The bread is being modeled by former “Strictly” partner to my daughter – Big Teddy
The bread was so fresh we couldn’t wait to eat it
There are some great greengrocer stalls on Borough Market and we were happy to find some fresh blackcurrants, a rarity in the UK. Delicious cooked very gently until the skins start to burst, then mixed with a little honey and added to some plain yogurt and/or whipped cream. Or use them to make crumble or Johannisbeertorte (blackcurrant gateau).
If you want to pretend you’re having traditional “Kaffee und Kuchen” in Austria, you could try Kipferl (kipferl.co.uk) in Camden Passage. There’s also a branch in Ladbroke Grove. It’s based on the idea of a Viennese coffee house. Kipferl was full one Sunday lunchtime, but I managed to get a place later in the afternoon, after I’d explored the quirky local shops.
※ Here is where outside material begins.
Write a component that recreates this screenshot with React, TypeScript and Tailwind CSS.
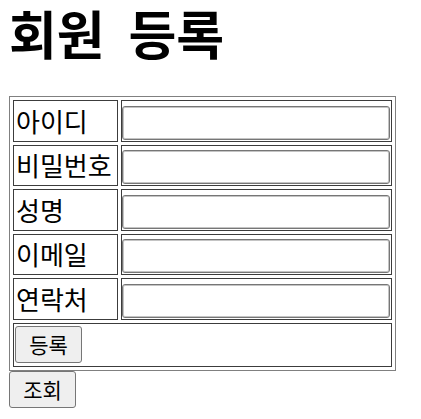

It turned out to be a good place to wait for my daughter while she was on a dance course. Her dance courses have certainly upped my intake of cappuccinos. Apart from enjoying the immaculately presented Kaffee und Kuchen, you could pretend you’re in Austria in Kipferl with the typical lunch menu, the dog sitting quietly under a neighbouring table, and even German directions to the loos.
Kipferl cakes include the traditional Apfelstrudel, Sachertorte (special Viennese chocolate cake) and Topfentorte (cheesecake). You can buy whole cakes to take away but it’s best to order two days in advance to make sure they have what you want. All cakes are handmade individually, from high quality fresh ingredients.
Has anyone any more tips about where to get German or Austrian food in London, or elsewhere in the UK?